A comida cara tem levado a classe média a mudar seus hábitos de compra. Elis Regina Dias de Assis, servidora pública, está sempre atenta a promoções e não se apega a marcas na hora de escolher os produtos.
Com a alta dos preços, diminuiu o consumo de carne vermelha, tem evitado comprar feijão e passou a fazer pão caseiro. Vez ou outra, leva para casa uma caixa de leite.
O orçamento mais apertado levou Elis Regina a mudar o plano na academia, a deixar o carro próprio encostado na garagem e ir ao trabalho de transporte público. Buscou um apartamento com aluguel mais barato, ainda que mais distante.
“Seis salários mínimos antigamente era algo bom, já não é mais. Meu padrão de vida diminuiu, sim. Agora, a gente tem de pensar bem antes de comprar muita coisa”, afirma.
O economista Heron do Carmo, professor da FEA-USP (Faculdade de Economia e Administração da Universidade de São Paulo), ressalta que, “mesmo que a inflação dê um certo alívio daqui por diante, não dá para [o consumidor] esquecer o saldo dos aumentos anteriores”.
Os preços dos alimentos estão indiretamente ligados aos dos combustíveis. O litro da gasolina ficou mais barato no Brasil em meio ao corte de ICMS. O movimento de baixa, contudo, não foi acompanhado no mesmo ritmo pelo diesel, afetado por um descompasso entre oferta e demanda mundial em decorrência da Guerra da Ucrânia.

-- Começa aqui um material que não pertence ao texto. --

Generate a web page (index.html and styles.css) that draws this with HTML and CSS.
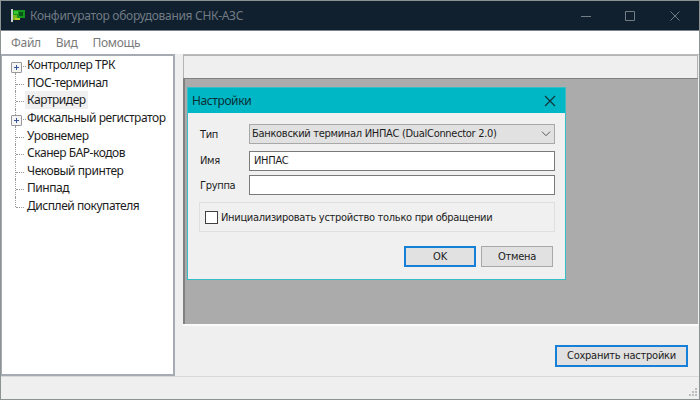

Flávio Console, no ramo de transporte de cargas desde 1994, sofre com a queda da sua margem de lucro nos últimos meses. Está decidido a vender sua “segunda casa”, um caminhão que o acompanha há 12 anos.

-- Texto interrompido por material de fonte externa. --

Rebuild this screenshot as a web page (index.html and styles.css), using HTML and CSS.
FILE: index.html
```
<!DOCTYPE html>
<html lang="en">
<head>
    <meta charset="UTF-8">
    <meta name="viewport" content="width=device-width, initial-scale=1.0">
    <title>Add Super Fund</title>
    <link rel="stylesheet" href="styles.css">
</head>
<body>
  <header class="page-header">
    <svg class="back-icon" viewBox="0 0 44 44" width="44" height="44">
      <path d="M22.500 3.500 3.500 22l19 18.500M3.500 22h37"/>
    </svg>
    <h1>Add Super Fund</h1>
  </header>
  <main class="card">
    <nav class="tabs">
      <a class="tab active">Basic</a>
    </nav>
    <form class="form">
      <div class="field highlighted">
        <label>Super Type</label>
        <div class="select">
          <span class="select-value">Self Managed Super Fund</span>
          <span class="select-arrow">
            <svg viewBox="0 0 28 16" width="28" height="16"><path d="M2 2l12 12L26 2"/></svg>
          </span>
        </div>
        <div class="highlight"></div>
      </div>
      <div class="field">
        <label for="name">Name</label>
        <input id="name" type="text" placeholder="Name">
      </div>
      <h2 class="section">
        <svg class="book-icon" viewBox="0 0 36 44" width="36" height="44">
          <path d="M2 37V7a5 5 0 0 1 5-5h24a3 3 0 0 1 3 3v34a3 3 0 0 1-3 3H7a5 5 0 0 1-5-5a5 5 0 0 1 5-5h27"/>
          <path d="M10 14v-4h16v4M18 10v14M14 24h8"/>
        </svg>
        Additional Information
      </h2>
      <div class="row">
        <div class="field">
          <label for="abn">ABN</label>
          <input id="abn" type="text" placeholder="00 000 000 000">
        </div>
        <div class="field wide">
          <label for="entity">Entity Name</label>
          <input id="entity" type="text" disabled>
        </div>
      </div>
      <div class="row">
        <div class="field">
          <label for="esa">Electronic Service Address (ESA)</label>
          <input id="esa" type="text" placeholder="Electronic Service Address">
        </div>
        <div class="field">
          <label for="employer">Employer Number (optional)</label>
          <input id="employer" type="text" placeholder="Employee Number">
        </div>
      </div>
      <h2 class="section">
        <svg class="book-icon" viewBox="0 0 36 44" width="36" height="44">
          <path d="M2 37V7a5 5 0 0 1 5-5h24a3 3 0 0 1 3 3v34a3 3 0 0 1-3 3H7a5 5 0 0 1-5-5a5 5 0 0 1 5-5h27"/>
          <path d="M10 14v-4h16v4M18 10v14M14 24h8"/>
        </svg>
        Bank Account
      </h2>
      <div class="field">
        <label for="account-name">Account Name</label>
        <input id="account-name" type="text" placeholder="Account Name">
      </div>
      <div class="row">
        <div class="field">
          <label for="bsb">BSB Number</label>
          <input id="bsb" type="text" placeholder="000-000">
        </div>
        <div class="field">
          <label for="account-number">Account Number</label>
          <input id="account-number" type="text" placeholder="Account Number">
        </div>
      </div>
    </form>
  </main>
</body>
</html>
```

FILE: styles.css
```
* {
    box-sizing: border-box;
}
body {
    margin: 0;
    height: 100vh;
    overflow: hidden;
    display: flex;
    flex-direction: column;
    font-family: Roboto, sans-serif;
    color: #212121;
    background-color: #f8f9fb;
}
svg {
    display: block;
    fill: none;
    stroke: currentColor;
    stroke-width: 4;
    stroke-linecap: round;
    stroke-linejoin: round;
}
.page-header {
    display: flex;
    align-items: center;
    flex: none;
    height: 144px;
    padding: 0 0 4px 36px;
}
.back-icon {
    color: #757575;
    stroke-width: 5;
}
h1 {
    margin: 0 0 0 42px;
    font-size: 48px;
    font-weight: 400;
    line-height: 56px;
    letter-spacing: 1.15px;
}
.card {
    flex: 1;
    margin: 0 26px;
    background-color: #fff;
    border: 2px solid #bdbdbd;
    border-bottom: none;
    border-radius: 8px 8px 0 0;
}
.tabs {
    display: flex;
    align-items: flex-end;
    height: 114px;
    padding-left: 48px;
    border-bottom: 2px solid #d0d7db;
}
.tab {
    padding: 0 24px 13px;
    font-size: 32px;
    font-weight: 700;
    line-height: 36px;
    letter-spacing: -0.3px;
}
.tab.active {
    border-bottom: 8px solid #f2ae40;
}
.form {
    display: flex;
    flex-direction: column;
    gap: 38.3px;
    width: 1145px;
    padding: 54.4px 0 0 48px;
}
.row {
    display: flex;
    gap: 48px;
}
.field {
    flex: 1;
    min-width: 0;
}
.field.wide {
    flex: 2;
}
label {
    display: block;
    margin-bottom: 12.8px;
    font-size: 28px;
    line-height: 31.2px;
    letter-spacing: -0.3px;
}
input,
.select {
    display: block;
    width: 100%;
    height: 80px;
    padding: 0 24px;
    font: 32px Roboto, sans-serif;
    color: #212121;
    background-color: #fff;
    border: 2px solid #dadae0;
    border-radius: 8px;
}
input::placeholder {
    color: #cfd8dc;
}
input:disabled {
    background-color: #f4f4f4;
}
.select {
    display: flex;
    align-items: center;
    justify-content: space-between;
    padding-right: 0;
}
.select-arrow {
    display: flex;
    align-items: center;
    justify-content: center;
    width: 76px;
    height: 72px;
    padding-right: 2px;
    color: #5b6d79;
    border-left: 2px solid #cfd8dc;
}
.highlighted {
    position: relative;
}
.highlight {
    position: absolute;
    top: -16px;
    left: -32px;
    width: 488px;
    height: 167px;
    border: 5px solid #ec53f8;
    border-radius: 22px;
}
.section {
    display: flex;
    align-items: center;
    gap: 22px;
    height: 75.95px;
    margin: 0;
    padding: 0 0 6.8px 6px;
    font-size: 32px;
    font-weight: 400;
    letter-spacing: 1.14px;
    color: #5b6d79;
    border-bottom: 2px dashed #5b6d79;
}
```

“Tempos atrás, o nosso custo de combustível por viagem era em torno de 40%. Só de combustível, hoje chega a 60% do valor do frete”, disse o motorista, ao preparar-se para pegar a estrada rumo a Araguari (MG), levando soja para exportação.

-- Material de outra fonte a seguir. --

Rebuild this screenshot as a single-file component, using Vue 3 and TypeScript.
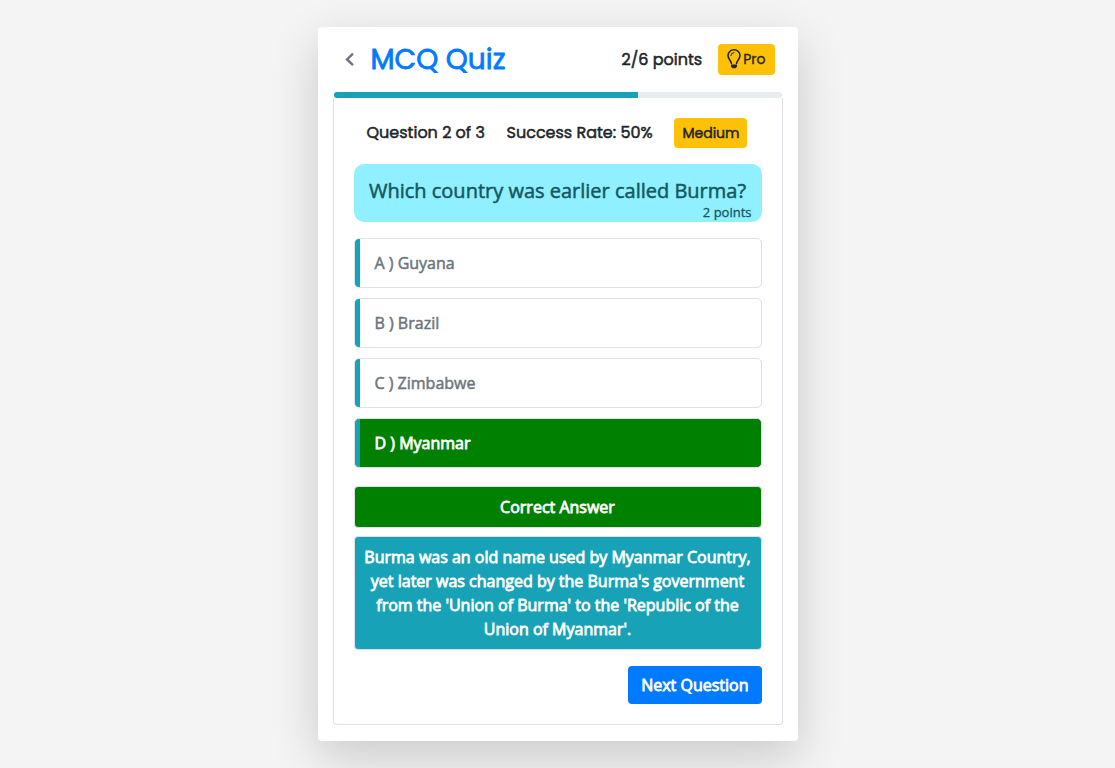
<script setup lang="ts">
import { ref } from 'vue'

interface Option {
  key: string
  text: string
}

const options: Option[] = [
  { key: 'A', text: 'Guyana' },
  { key: 'B', text: 'Brazil' },
  { key: 'C', text: 'Zimbabwe' },
  { key: 'D', text: 'Myanmar' },
]
const correct = 'D'
const selected = ref<string>('D')
const progress = ref<number>(68)
</script>

<template>
  <main class="page">
    <section class="card">
      <header class="header">
        <button class="back" type="button" aria-label="Back">
          <svg width="10" height="16" viewBox="0 0 10 16" fill="none" stroke="currentColor" stroke-width="2.4">
            <path d="M8 1.6 L2 7.4 L8 13.2" />
          </svg>
        </button>
        <h1 class="title">MCQ Quiz</h1>
        <span class="score">2/6 points</span>
        <button class="pro" type="button">
          <svg width="14" height="20" viewBox="0 0 14 20" fill="none" stroke="currentColor">
            <path
              d="M4.4 14.4 C4.4 11.8 1 10.2 1 6.6 A6 5.8 0 0 1 13 6.6 C13 10.2 9.6 11.8 9.6 14.4"
              stroke-width="1.6"
              stroke-linecap="round"
            />
            <path d="M3.8 6.7 A3.2 3.2 0 0 1 7 3.6" stroke-width="1" stroke-linecap="round" />
            <path d="M4 15.6 H10 V17.4 L8.6 19.2 H5.4 L4 17.4 Z" fill="currentColor" stroke="none" />
          </svg>
          <span>Pro</span>
        </button>
      </header>

      <div class="progress">
        <div class="bar" :style="{ width: progress + '%' }"></div>
      </div>

      <div class="body">
        <div class="meta">
          <span>Question 2 of 3</span>
          <span>Success Rate: 50%</span>
          <span class="level">Medium</span>
        </div>

        <div class="question">
          <h2 class="prompt">Which country was earlier called Burma?</h2>
          <small class="worth">2 points</small>
        </div>

        <div class="options">
          <button
            v-for="o in options"
            :key="o.key"
            type="button"
            class="option"
            :class="{ right: selected === o.key && o.key === correct }"
            @click="selected = o.key"
          >
            {{ o.key }} ) {{ o.text }}
          </button>
        </div>

        <p class="note result">Correct Answer</p>
        <p class="note reason">
          Burma was an old name used by Myanmar Country, yet later was changed by the Burma's government from the
          'Union of Burma' to the 'Republic of the Union of Myanmar'.
        </p>

        <div class="actions">
          <button class="next" type="button">Next Question</button>
        </div>
      </div>
    </section>
  </main>
</template>

<style>
body {
  background: #f4f4f4;
}
</style>

<style scoped>
.page,
.page * {
  box-sizing: border-box;
}

.page {
  min-height: 100vh;
  display: flex;
  align-items: center;
  justify-content: center;
  font: 400 16px/24px 'Open Sans', 'Noto Sans', sans-serif;
  color: #212529;
}

button {
  margin: 0;
  border: 0;
  font: inherit;
  color: inherit;
  cursor: pointer;
}

.card {
  width: 100%;
  max-width: 480px;
  padding: 16px 15px;
  background: #fff;
  border-radius: 4px;
  box-shadow: 0 16px 48px rgba(0, 0, 0, 0.175);
}

.header,
.meta {
  font-family: Poppins, Inter, 'Open Sans', sans-serif;
  -webkit-text-stroke: 0.5px currentColor;
}

.header {
  display: flex;
  align-items: center;
  height: 33px;
  margin-bottom: 16px;
  padding: 0 8px 0 12px;
}

.back {
  display: flex;
  padding: 0;
  background: none;
  color: #6c757d;
}

.title {
  margin: 0 auto 0 16px;
  font-size: 28px;
  line-height: 33px;
  font-weight: 400;
  color: #007bff;
  -webkit-text-stroke-width: 0.8px;
}

.score {
  margin-right: 16px;
}

.pro {
  display: flex;
  align-items: center;
  gap: 2px;
  height: 31px;
  padding: 0 9px 2px;
  border-radius: 4px;
  background: #ffc107;
  font-size: 14px;
  -webkit-text-stroke-width: 0.3px;
}

.progress {
  height: 6px;
  margin: 0 1px;
  overflow: hidden;
  border-radius: 4px;
  background: #e9ecef;
}

.bar {
  height: 100%;
  background: #17a2b8;
}

.body {
  padding: 20px;
  border: 1px solid #dee2e6;
  border-top: 0;
  border-radius: 0 0 4px 4px;
}

.meta {
  display: flex;
  align-items: center;
  justify-content: space-between;
  margin-bottom: 16px;
  padding: 0 14px 0 13px;
}

.level {
  padding: 3px 8px;
  border-radius: 4px;
  background: #ffc107;
  font-size: 14px;
}

.question {
  margin-bottom: 16px;
  padding: 15px 10px 1px;
  border-radius: 10px;
  background: #90f0ff;
  color: #155761;
  text-align: center;
}

.prompt {
  margin: 0;
  font-size: 20px;
  line-height: 24px;
  font-weight: 400;
  -webkit-text-stroke: 0.5px currentColor;
}

.worth {
  display: block;
  font-size: 13px;
  line-height: 18px;
  text-align: right;
  -webkit-text-stroke: 0.3px currentColor;
}

.options {
  display: flex;
  flex-direction: column;
  gap: 10px;
  margin-bottom: 18px;
}

.option {
  padding: 12px 14px 12px 20px;
  border: 1px solid #dee2e6;
  border-radius: 5px;
  background: linear-gradient(#17a2b8, #17a2b8) left / 5px 100% no-repeat #fff;
  color: #6c757d;
  text-align: left;
  -webkit-text-stroke: 0.5px currentColor;
}

.option.right {
  background-color: #008000;
  color: #fff;
}

.option.right,
.note,
.next {
  -webkit-text-stroke: 0.8px currentColor;
}

.note {
  margin: 0 0 8px;
  padding: 8px;
  border: 1px solid #dee2e6;
  border-radius: 4px;
  color: #fff;
  text-align: center;
}

.result {
  background: #008000;
}

.reason {
  margin-bottom: 16px;
  background: #17a2b8;
}

.actions {
  display: flex;
  justify-content: flex-end;
}

.next {
  padding: 7px 13px;
  border-radius: 4px;
  background: #007bff;
  color: #fff;
}
</style>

O auxílio distribuído pelo governo aos caminhoneiros em seis parcelas de R$ 1.000 mensais até dezembro não é suficiente para fazer Console desistir de abandonar as estradas.
Na visão de especialistas, outro ponto sensível politicamente para a gestão Bolsonaro é a precarização do mercado de trabalho.
Embora a taxa de desemprego tenha recuado para 9,1% no trimestre encerrado em julho, o número de trabalhadores informais chegou a 39,3 milhões, de acordo com a Pnad Contínua (Pesquisa Nacional por Amostra de Domicílios Contínua), divulgada pelo IBGE.
Ele trabalhou durante três anos na limpeza e mais um na jardinagem, como operador de micro trator, em uma empresa de serviços gerais. Viu a carga de trabalho aumentar após corte de 50% do pessoal durante a pandemia até ter seu contrato rescindido.
“Moro de aluguel, tenho minha esposa, meu filho. A gente vai fazendo do jeito que consegue”, afirma. Em agosto, recebeu a última parcela do seguro-desemprego de R$ 1.200. A queda da renda nos próximos meses preocupa Cardoso, pai de um menino de 2 anos.